We know empathy is important in working with others, whether it’s our customers, our peers, or our people. If we can’t understand what they face in doing their jobs, what they care about, what their hopes, dreams, or fears, doubts might be, we can’t connect with them in meaningful ways.
Too often, however, the concept of empathy is absent in our interactions.
Customers are very abstract—they are leads to be moved through our process, from person to person. We focus on our goals and productivity, we pitch our products/solutions. We don’t understand our customers’ businesses, we don’t understand who they are, what they are trying to achieve, where they struggle.
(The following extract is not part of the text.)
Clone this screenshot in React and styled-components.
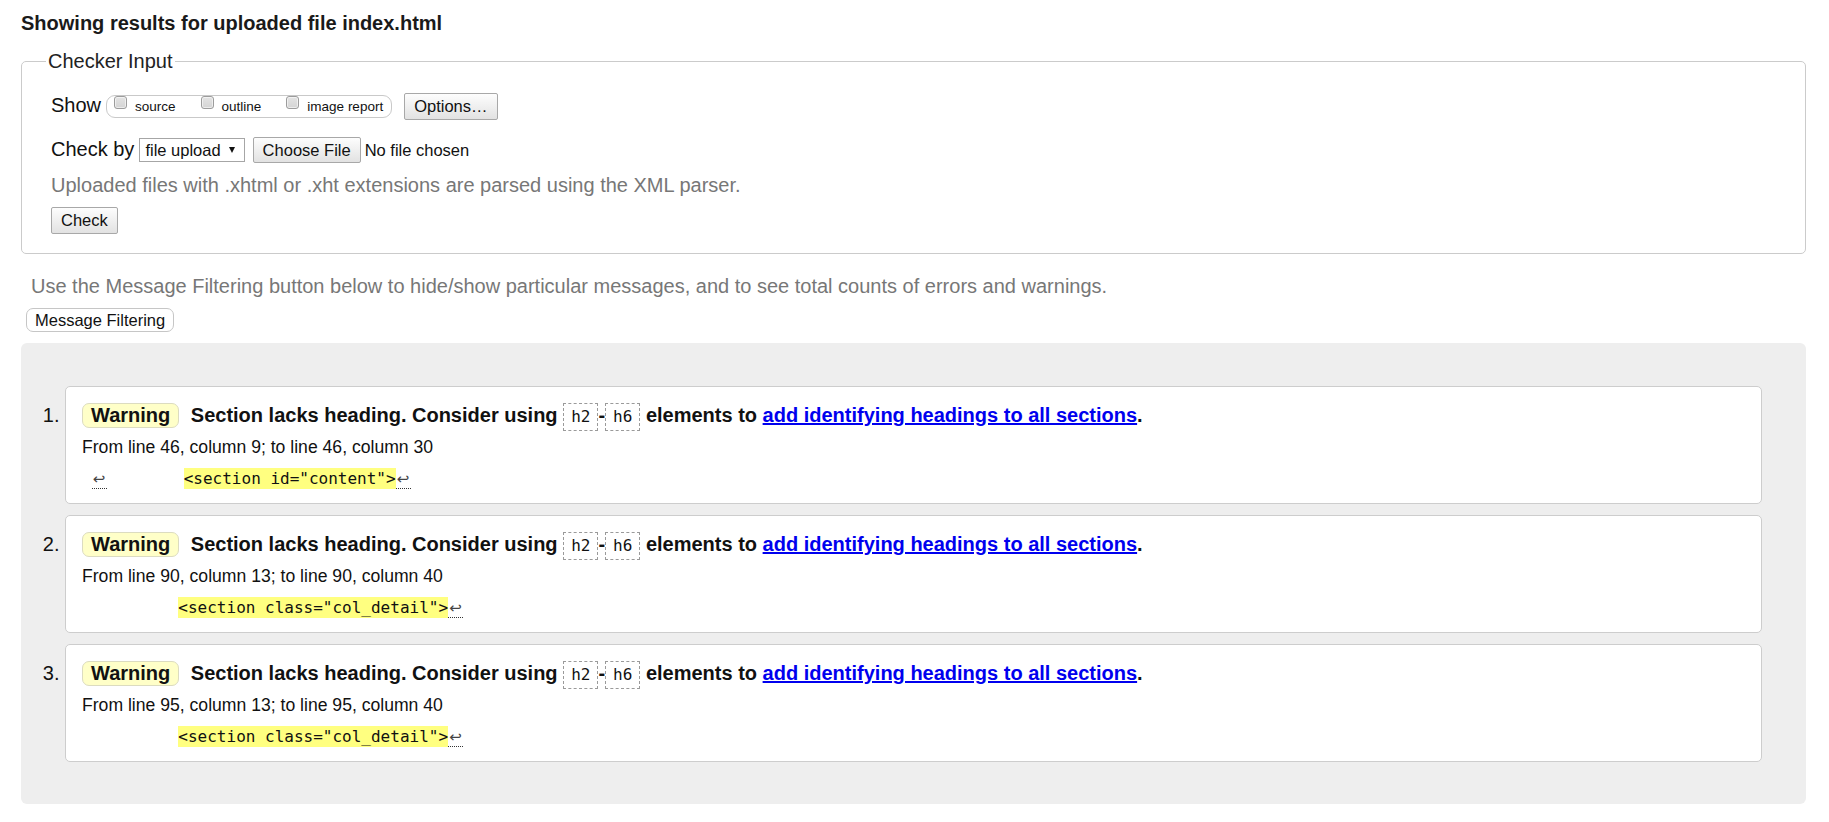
import React from 'react';
import styled, { createGlobalStyle } from 'styled-components';

const GlobalStyle = createGlobalStyle`
  html, body { margin: 0; padding: 0; background: #fff; }
  body {
    font-family: "Liberation Sans", Arial, Helvetica, sans-serif;
    color: #111;
  }
`;

const Page = styled.div`
  padding: 12px 23px 20px 21px;
`;

const Title = styled.h2`
  margin: 0;
  font-size: 20px;
  line-height: 23px;
  font-weight: bold;
  color: #1a1a1a;
`;

const Fieldset = styled.fieldset`
  margin: 15px 0 0;
  padding: 20px 29px 19px;
  border: 1px solid #cbcbcb;
  border-radius: 5px;
  min-width: 0;
`;

const Legend = styled.legend`
  padding: 0 2px;
  margin-left: -5px;
  font-size: 20px;
  line-height: 23px;
  color: #222;
`;

const Row = styled.div`
  display: flex;
  align-items: center;
  height: ${(p) => p.$h}px;
  margin-top: ${(p) => p.$mt || 0}px;
`;

const FieldLabel = styled.span`
  font-size: 20px;
  line-height: 23px;
  margin: 0 ${(p) => p.$gap}px 2px 0;
  color: #111;
`;

const OptionGroup = styled.div`
  box-sizing: border-box;
  height: 23px;
  padding: 0 8px 0 7px;
  border: 1px solid #c9c9c9;
  border-radius: 9px;
  font-size: 13.5px;
  line-height: 21px;
  white-space: nowrap;
  margin-right: 12px;
`;

const OptionItem = styled.label`
  margin-right: 25px;
  color: #111;
  &:last-child { margin-right: 0; }
`;

const Checkbox = styled.span`
  display: inline-block;
  box-sizing: border-box;
  width: 13px;
  height: 13px;
  margin-right: 8px;
  vertical-align: 2px;
  border: 1px solid #9c9c9c;
  border-radius: 3px;
  background: linear-gradient(#e4e4e4, #d4d4d4);
  box-shadow: inset 0 0 0 1px rgba(255, 255, 255, 0.55);
`;

const Button = styled.button`
  box-sizing: border-box;
  height: ${(p) => p.$h || 27}px;
  padding: 0 9px;
  margin: 0;
  font-family: "Liberation Sans", Arial, sans-serif;
  font-size: 16.5px;
  color: #111;
  background: linear-gradient(#fdfdfd, #e2e2e2);
  border: 1px solid #a8a8a8;
  border-radius: 2px;
  white-space: nowrap;
`;

const SelectBox = styled.div`
  box-sizing: border-box;
  display: flex;
  align-items: center;
  gap: 8px;
  height: 24px;
  padding: 0 9px 0 5px;
  margin-right: 8px;
  border: 1px solid #a6a6a6;
  background: #fff;
  font-size: 16.5px;
  color: #111;
`;

const Caret = styled.span`
  width: 0;
  height: 0;
  border-left: 3px solid transparent;
  border-right: 3px solid transparent;
  border-top: 6px solid #111;
`;

const FileName = styled.span`
  margin-left: 4px;
  font-size: 16.5px;
  line-height: 20px;
  color: #111;
`;

const Hint = styled.p`
  margin: 11px 0 0;
  font-size: 20px;
  line-height: 22px;
  color: #777;
`;

const CheckButton = styled(Button)`
  display: block;
  margin-top: 11px;
`;

const Intro = styled.p`
  margin: 21px 0 0 10px;
  font-size: 20px;
  line-height: 23px;
  color: #777;
`;

const FilterButton = styled.button`
  display: block;
  box-sizing: border-box;
  height: 24px;
  margin: 10px 0 0 5px;
  padding: 0 8px;
  font-family: "Liberation Sans", Arial, sans-serif;
  font-size: 16.5px;
  color: #111;
  background: #fff;
  border: 1px solid #c6c6c6;
  border-radius: 7px;
`;

const Panel = styled.ol`
  list-style: none;
  margin: 11px 0 0;
  padding: 43px 44px 42px 0;
  background: #eee;
  border-radius: 6px;
  display: flex;
  flex-direction: column;
  gap: 11px;
`;

const Item = styled.li`
  display: grid;
  grid-template-columns: 44px 1fr;
`;

const Num = styled.span`
  text-align: right;
  padding: 15px 5.5px 0 0;
  font-size: 20px;
  line-height: 28px;
  color: #111;
`;

const Card = styled.div`
  background: #fff;
  border: 1px solid #cdcdcd;
  border-radius: 5px;
  padding: 14px 16px;
`;

const MessageLine = styled.p`
  margin: 0;
  height: 28px;
  font-size: 20px;
  font-weight: bold;
  line-height: 28px;
  white-space: nowrap;
  color: #111;
`;

const Badge = styled.span`
  display: inline-block;
  line-height: 23px;
  padding: 0 8px;
  margin-right: 6px;
  border: 1px solid #dcdcc0;
  border-radius: 7px;
  background: #ffffc8;
`;

const TagCode = styled.code`
  display: inline-block;
  font-family: "DejaVu Sans Mono", "Liberation Mono", monospace;
  font-size: 16px;
  font-weight: normal;
  line-height: 18px;
  padding: 4px 7px;
  border: 1px dashed #9a9a9a;
  color: #111;
`;

const DocLink = styled.a`
  color: #0000ee;
  text-decoration: underline;
`;

const Location = styled.p`
  margin: 7px 0 0;
  height: 22px;
  font-size: 17.6px;
  line-height: 22px;
  color: #111;
`;

const Extract = styled.p`
  margin: 11px 0 0;
  height: 20px;
  font-family: "DejaVu Sans Mono", "Liberation Mono", monospace;
  font-size: 16px;
  line-height: 20px;
  white-space: pre;
  color: #111;
`;

const Mark = styled.mark`
  background: #ffff80;
  color: #111;
  padding: 1px 0;
`;

const Return = styled.span`
  display: inline-block;
  width: 15px;
  text-align: center;
  font-family: "DejaVu Sans", sans-serif;
  font-size: 15px;
  line-height: 17px;
  color: #444;
  border-bottom: 1px dotted #333;
`;

const messages = [
  {
    from: 'From line 46, column 9; to line 46, column 30',
    lead: true,
    pad: '        ',
    code: '<section id="content">',
  },
  {
    from: 'From line 90, column 13; to line 90, column 40',
    lead: false,
    pad: '          ',
    code: '<section class="col_detail">',
  },
  {
    from: 'From line 95, column 13; to line 95, column 40',
    lead: false,
    pad: '          ',
    code: '<section class="col_detail">',
  },
];

export default function App() {
  return (
    <>
      <GlobalStyle />
      <Page>
        <Title>Showing results for uploaded file index.html</Title>
        <Fieldset>
          <Legend>Checker Input</Legend>
          <Row $h={27}>
            <FieldLabel $gap={5}>Show</FieldLabel>
            <OptionGroup>
              <OptionItem><Checkbox />source</OptionItem>
              <OptionItem><Checkbox />outline</OptionItem>
              <OptionItem><Checkbox />image report</OptionItem>
            </OptionGroup>
            <Button>Options…</Button>
          </Row>
          <Row $h={26} $mt={17}>
            <FieldLabel $gap={5}>Check by</FieldLabel>
            <SelectBox>
              <span>file upload</span>
              <Caret />
            </SelectBox>
            <Button $h={26}>Choose File</Button>
            <FileName>No file chosen</FileName>
          </Row>
          <Hint>Uploaded files with .xhtml or .xht extensions are parsed using the XML parser.</Hint>
          <CheckButton>Check</CheckButton>
        </Fieldset>
        <Intro>
          Use the Message Filtering button below to hide/show particular messages, and to see total counts of errors and warnings.
        </Intro>
        <FilterButton>Message Filtering</FilterButton>
        <Panel>
          {messages.map((m, i) => (
            <Item key={i}>
              <Num>{i + 1}.</Num>
              <Card>
                <MessageLine>
                  <Badge>Warning</Badge>{' '}
                  Section lacks heading. Consider using{' '}
                  <TagCode>h2</TagCode>-<TagCode>h6</TagCode>{' '}
                  elements to{' '}
                  <DocLink href="#">add identifying headings to all sections</DocLink>.
                </MessageLine>
                <Location>{m.from}</Location>
                <Extract>
                  {m.lead ? ' ' : ''}
                  {m.lead ? <Return>↩</Return> : null}
                  {m.pad}
                  <Mark>{m.code}</Mark>
                  <Return>↩</Return>
                </Extract>
              </Card>
            </Item>
          ))}
        </Panel>
      </Page>
    </>
  );
}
Our people are not very different–we measure them on their activities, the number of calls, the number of emails, the number of meetings, where they are in quota performance. If they fail to achieve their goals, we “coach” them by telling them to do more. We don’t understand what stands in the way of their achievement.
So empathy is critical to our ability to connect in meaningful ways with others. If we cannot genuinely empathize with our customers, peers, and people., we won’t be able to understand them. We won’t understand how they feel or what is causing those feelings. We won’t be able to show our support or genuine interest in what they are going through, we can offer little encouragement. And those are things that may be most important to the people we are trying to work with.
Empathy gives us the ability to not only be aware of what’s happening with the people we work with, it gives us the capability to understand what these things mean to those people.
But empathy is insufficient. We need more than empathy, we need caring. We need to care enough to help those we are working with move forward, to learn, to grow, to overcome the challenges they face, to help them achieve their goals.
We need to help those we are working with to do something to resolve the issues they face. We need to help them understand and take the actions to move forward. We need to help them to change.
It’s not something we can do for them, it’s a deeply collaborative effort, it’s something we do with those we work with.
Empathy and caring go hand in hand, to create real meaning and value, we have to be both empathetic and caring.